En un estimulante artículo, el crítico español Ignacio Echevarría —con quien podemos estar en desacuerdo en varios puntos pero en quien reconocemos honestidad intelectual— se refiere al “estilo internacional” que marcara gran parte de la literatura latinoamericana de los años 90 y comienzos del nuevo milenio. Por “estilo internacional” Echevarría entendía la “uniformidad referencial, temática y estilística” que las nuevas reglas del mercado imponían a los escritores latinoamericanos con inmisericorde voluntad. Felizmente, todavía nos quedan autores como Ferrufino Coqueugniot quien, desde Bolivia, Francia o EEUU, en un movimiento radical por deshacerse de localismos, suerte de nomadismo intelectual y artístico, plantea una literatura de relieves, donde lo latinoamericano antes que un producto es una indagación, política, social, pero antes que nada vital y formal por partes iguales.

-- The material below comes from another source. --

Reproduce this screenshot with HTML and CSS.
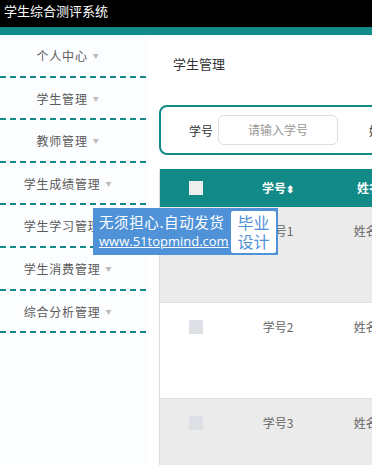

Esa es la literatura latinoamericana que parece, siguiendo la estela de Roberto Bolaño, plantear una realidad ficcional menos complaciente, más fracturada. La misma que, desde sus diferentes frentes, delinean escritores como Richard Parra y Diego Trelles Paz (Perú), Rodrigo Blanco Calderón (Venezuela), Juan Cárdenas (Colombia) y, desde luego, Claudio Ferrufino Coqueugniot, quien sin cansancio, con mucha espontaneidad y clarividencia, intuyó los derroteros actuales de la literatura latinoamericana. De lo que su literatura nos depara, no podemos decir gran cosa, aunque sí esperar las nuevas entregas de ese fresco del fracaso y la redención que parece decidido a elaborar.
Que el camino le sea oscuro como la noche de Cochabamba.